Le texte frappe d’abord par sa très grande richesse littéraire, ses images frappantes, ses contrastes, son rythme. C’est une lecture saisissante, stimulante et oui, électrifiante! Mais le choc principal vient des idées tout à fait provoquantes contenues dans le texte. Qui est Bronté, cette mystérieuse figure féminine qui parle à la première personne? On se doute bien qu’il s’agit de Dieu, mais une conception de Dieu étrange, toute en contradictions, à des années lumières des traditions patriarcales du milieu où il a été écrit. « Vous qui me connaissez, ignorez-moi , et ceux qui ne m’ont pas connue, qu’ils me connaissent. Ceux qui sont proches de moi, ils ne m’ont pas connue et ce sont ceux qui sont loin de moi qui m’ont connue.», lance-elle en avertissement à ceux qui voudraient l’approcher en croyant la saisir… vous serez foudroyés!
Bronté est la Mère Divine qui nous porte en elle, avec toute notre beauté et toute notre laideur. Elle englobe tout et rassemble en elle tous les contraires et les dualités. Mais elle est aussi l’archétype de toutes les femmes de la terre, qui ont parfois été glorifiée, mais aussi et surtout humiliées et réduites à rien, vue comme la créature la plus pure mais aussi comme la tentatrice et source du mal. Je lis ce poème et je vois toute l’expérience féminine s’exprimer enfin dans toute sa divinité.
Je m'en voudrait d'en dire plus, je laisse le texte parler maintenant. C'est une longue lecture mais elle en vaut la peine. Je commenterait mes passages favoris dans un autre post. Il s'agit de la traduction de l'Université Laval.
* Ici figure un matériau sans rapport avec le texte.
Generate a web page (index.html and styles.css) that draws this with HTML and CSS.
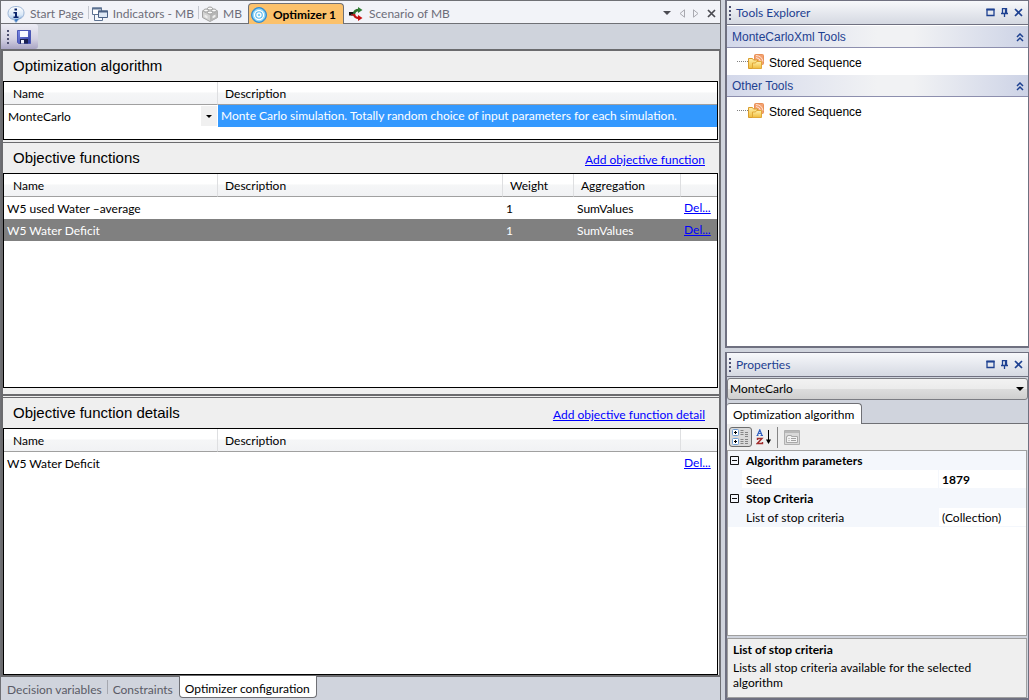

Le manuscrit ayant été endommagé, ne soyez pas surpris de voir des trous apparaître ici et là.
C’est de la puissance que, moi, j’ai été envoyée
et c’est vers ceux qui pensent à moi que je suis venue
et j’ai été trouvée chez ceux qui me cherchent.
Regardez-moi, vous qui pensez à moi,
et vous auditeurs, écoutez-moi.
Vous qui êtes attentifs à moi, recevez-moi auprès de vous
et ne me chassez pas de devant vos yeux
et ne laissez pas votre voix me haïr, ni votre ouïe.
Ne m’ignorez en aucun lieu non plus qu’en aucun temps.
Gardez-vous de m’ignorer !
Car c’est moi la première
et la dernière.
C’est moi celle qui est honorée
et celle qui est méprisée.
C’est moi la prostituée
et la vénérable.
C’est moi la femme
et la vierge.
C’est moi la mère
et la fille.
Je suis les membres de ma mère.
C’est moi la stérile
et ses enfants sont nombreux.
C’est moi celle dont les mariages sont multiples
et je n’ai pas pris mari.
C’est moi la sage-femme
et celle qui n’enfante pas.
C’est moi la consolation de mes douleurs.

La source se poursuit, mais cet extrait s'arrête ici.